## Begin
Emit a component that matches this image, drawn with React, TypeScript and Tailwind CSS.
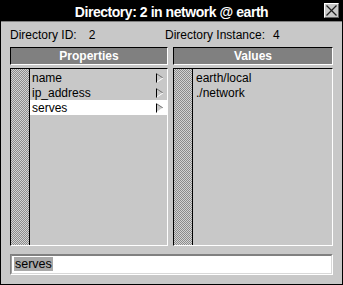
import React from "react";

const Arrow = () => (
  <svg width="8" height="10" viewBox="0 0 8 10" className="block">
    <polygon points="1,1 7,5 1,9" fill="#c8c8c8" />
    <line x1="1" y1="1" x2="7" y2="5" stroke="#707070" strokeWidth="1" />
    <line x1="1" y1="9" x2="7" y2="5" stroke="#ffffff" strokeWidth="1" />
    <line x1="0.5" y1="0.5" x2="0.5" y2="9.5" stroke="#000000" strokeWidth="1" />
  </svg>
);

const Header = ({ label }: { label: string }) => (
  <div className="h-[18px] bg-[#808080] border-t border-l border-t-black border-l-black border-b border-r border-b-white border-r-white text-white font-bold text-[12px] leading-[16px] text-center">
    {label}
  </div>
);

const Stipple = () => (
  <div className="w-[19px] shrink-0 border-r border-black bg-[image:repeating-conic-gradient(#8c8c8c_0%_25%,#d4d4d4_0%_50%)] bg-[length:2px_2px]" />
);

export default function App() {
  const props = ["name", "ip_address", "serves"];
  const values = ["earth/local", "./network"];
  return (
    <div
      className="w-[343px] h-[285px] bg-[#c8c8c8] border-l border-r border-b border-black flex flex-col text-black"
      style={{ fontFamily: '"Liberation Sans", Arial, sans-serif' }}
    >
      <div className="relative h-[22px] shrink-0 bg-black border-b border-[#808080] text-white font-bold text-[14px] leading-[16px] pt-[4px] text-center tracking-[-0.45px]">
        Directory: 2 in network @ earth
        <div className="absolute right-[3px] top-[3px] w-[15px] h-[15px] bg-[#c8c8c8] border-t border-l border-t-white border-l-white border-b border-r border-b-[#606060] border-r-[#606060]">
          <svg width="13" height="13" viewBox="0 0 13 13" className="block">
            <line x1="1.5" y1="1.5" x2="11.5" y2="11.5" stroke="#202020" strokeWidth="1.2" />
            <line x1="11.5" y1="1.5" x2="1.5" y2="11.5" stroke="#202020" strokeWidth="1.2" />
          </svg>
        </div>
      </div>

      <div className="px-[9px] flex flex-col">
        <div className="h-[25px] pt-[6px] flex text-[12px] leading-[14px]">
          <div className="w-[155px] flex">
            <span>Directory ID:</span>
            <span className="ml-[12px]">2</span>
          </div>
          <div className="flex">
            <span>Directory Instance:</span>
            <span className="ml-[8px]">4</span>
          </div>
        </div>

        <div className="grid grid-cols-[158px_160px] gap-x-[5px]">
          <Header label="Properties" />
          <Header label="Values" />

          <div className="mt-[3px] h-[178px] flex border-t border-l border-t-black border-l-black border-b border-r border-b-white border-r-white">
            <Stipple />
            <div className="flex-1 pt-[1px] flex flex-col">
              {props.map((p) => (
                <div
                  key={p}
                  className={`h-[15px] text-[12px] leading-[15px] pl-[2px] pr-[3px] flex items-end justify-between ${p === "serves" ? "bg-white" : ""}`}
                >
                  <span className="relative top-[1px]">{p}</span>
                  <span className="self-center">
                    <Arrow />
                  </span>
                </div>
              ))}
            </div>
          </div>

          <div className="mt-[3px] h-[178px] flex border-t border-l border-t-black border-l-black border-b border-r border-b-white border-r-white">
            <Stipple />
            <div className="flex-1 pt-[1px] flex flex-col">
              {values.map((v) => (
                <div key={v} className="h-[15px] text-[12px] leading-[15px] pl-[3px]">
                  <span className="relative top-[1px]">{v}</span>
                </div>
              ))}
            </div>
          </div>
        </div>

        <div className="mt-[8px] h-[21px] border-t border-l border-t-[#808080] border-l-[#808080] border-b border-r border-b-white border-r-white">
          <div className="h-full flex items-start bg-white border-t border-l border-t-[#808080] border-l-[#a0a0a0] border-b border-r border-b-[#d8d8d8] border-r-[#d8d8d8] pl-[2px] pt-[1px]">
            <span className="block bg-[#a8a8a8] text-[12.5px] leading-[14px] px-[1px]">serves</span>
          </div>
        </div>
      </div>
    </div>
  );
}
## End
## Begin
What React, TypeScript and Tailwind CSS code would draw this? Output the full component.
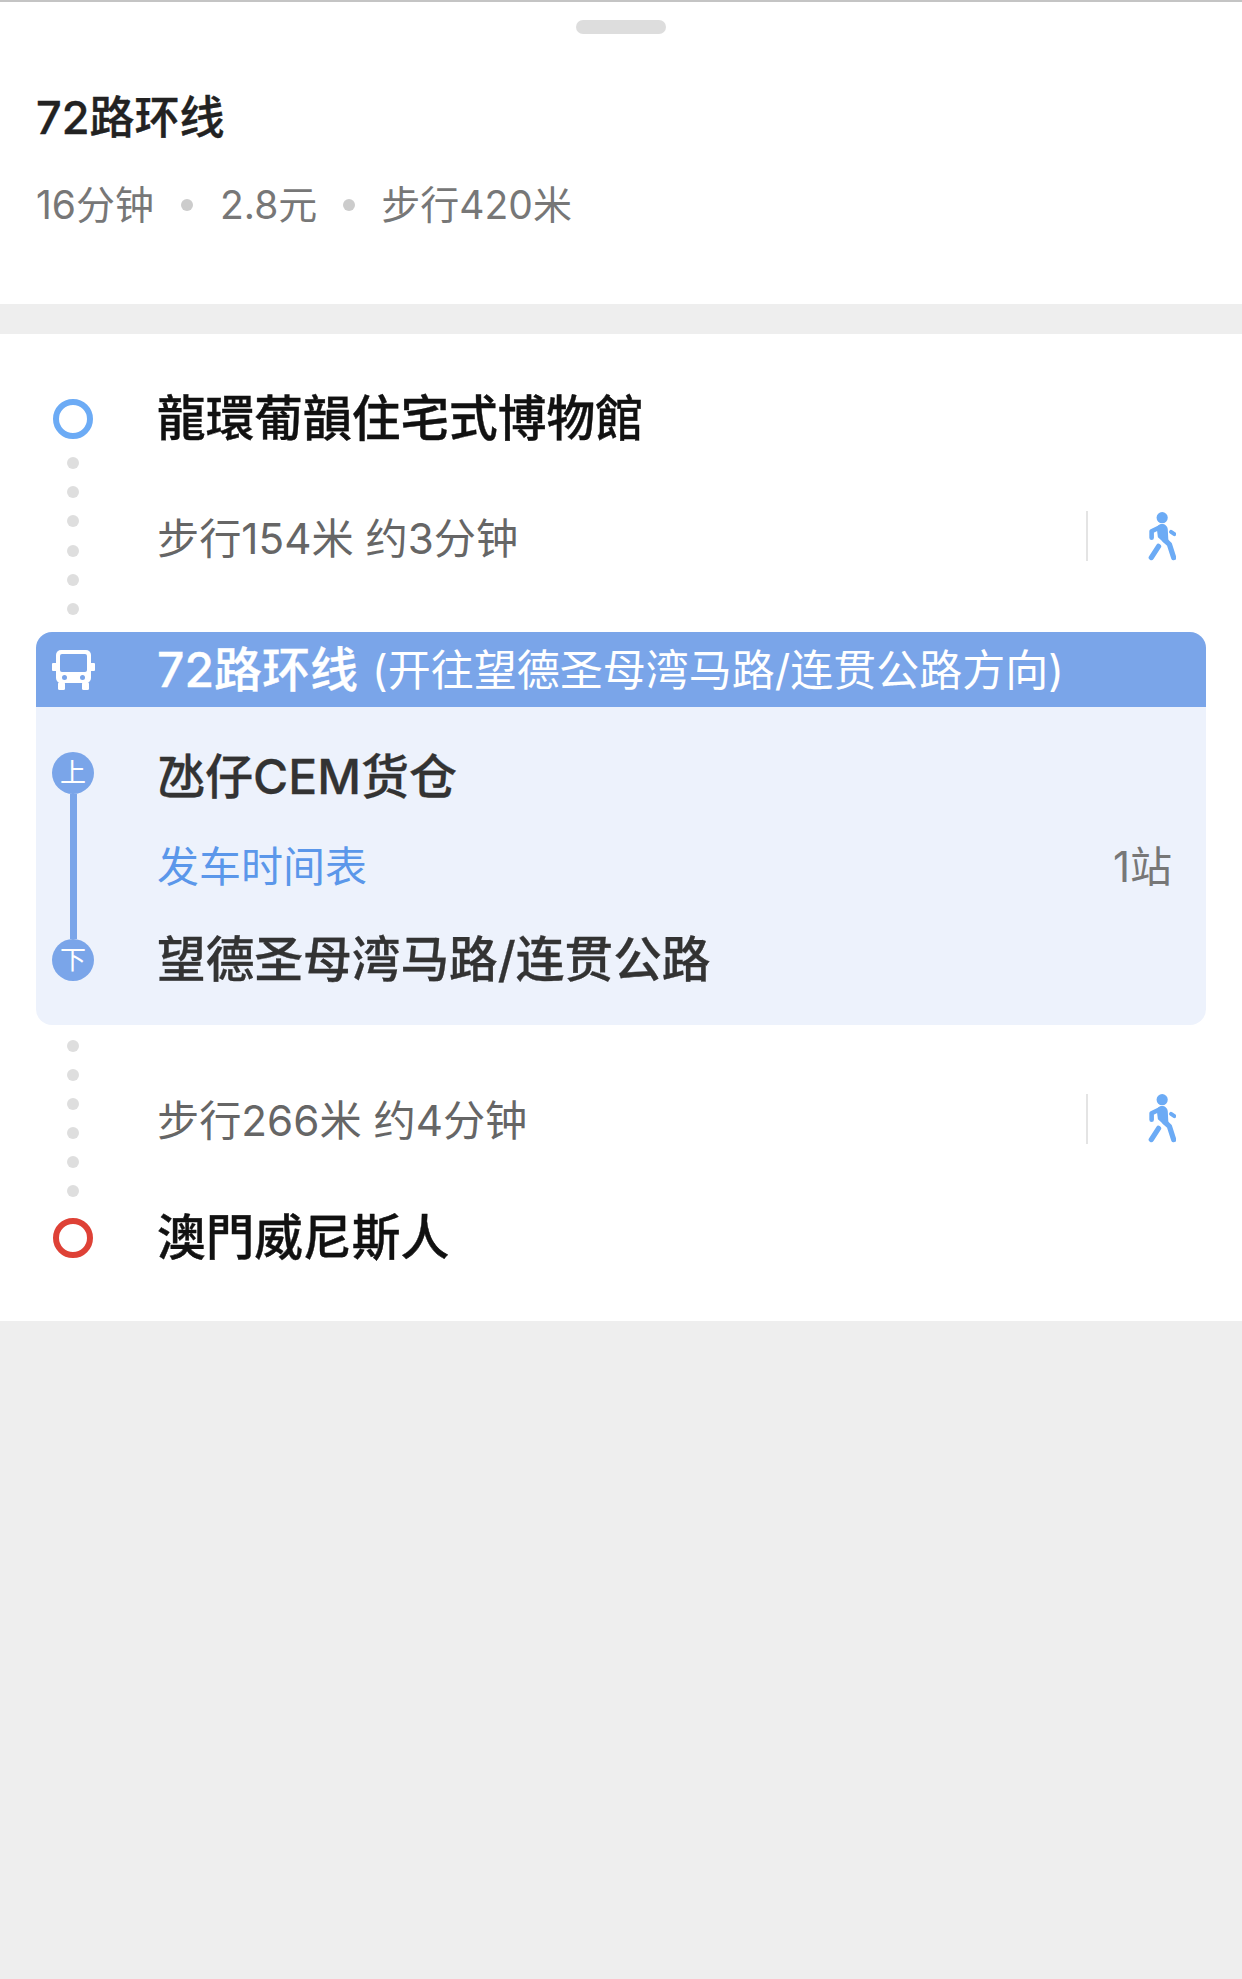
## End
## Begin
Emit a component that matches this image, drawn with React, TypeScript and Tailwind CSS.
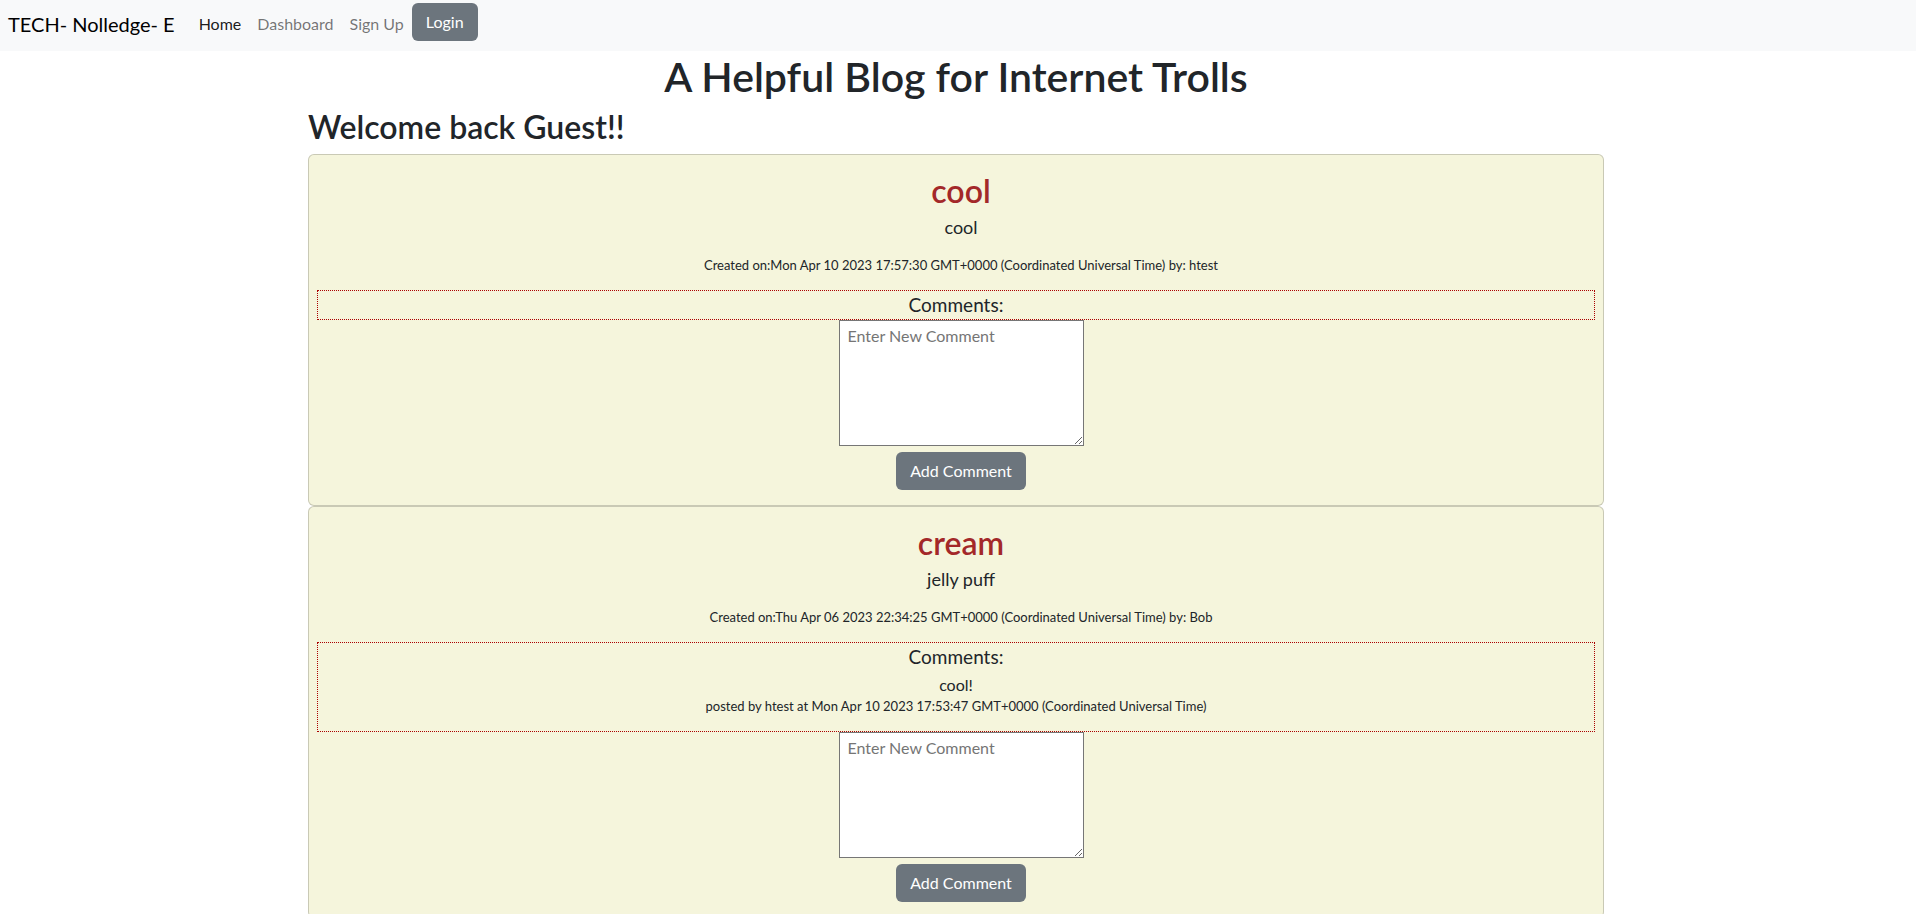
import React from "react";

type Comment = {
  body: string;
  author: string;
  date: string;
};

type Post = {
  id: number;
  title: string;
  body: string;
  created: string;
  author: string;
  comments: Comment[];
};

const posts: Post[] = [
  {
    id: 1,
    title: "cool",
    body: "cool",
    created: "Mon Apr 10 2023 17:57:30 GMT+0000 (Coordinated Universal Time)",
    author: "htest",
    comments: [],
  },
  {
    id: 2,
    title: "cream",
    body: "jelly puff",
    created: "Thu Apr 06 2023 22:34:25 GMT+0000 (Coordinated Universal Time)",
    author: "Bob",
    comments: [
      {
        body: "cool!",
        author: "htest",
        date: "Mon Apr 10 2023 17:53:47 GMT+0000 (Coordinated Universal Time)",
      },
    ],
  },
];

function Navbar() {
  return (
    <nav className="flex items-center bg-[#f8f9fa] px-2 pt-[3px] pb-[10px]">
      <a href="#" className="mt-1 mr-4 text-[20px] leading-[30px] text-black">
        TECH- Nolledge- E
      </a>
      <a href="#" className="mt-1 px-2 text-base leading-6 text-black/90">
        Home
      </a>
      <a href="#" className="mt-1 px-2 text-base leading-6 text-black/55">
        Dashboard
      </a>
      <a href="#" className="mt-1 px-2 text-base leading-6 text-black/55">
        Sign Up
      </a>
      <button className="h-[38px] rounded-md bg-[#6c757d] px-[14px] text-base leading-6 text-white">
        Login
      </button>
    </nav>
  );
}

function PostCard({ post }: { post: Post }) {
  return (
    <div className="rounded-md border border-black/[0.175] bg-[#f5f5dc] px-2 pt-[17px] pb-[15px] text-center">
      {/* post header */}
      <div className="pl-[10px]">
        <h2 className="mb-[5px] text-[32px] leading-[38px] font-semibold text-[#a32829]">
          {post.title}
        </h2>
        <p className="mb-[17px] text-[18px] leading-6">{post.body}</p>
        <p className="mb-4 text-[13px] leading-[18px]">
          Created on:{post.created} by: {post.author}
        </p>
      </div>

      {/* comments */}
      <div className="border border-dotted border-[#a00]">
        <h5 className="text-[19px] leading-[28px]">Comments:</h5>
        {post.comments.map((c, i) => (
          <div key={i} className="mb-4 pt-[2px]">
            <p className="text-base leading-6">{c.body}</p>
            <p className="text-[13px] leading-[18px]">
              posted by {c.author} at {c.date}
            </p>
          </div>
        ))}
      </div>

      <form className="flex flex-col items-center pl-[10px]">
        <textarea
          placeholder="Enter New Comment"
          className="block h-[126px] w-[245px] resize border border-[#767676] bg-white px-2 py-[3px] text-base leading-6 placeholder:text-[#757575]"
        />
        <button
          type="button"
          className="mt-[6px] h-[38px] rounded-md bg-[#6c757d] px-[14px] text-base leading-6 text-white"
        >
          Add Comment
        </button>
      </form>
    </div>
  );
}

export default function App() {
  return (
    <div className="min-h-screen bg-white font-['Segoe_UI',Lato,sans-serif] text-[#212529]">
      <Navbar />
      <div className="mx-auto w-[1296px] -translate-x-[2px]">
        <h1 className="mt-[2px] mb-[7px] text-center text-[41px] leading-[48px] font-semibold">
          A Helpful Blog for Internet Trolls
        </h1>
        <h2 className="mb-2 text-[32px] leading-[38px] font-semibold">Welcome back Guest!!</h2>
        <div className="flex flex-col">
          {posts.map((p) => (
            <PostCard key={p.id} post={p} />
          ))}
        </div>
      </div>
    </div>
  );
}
## End
- **WHAT NEEDS TO BE DONE**: From the records above, pull out every line containing the word "full".

- **RESULT FOR THIS TASK**:
          <div className="h-full flex items-start bg-white border-t border-l border-t-[#808080] border-l-[#a0a0a0] border-b border-r border-b-[#d8d8d8] border-r-[#d8d8d8] pl-[2px] pt-[1px]">
What React, TypeScript and Tailwind CSS code would draw this? Output the full component.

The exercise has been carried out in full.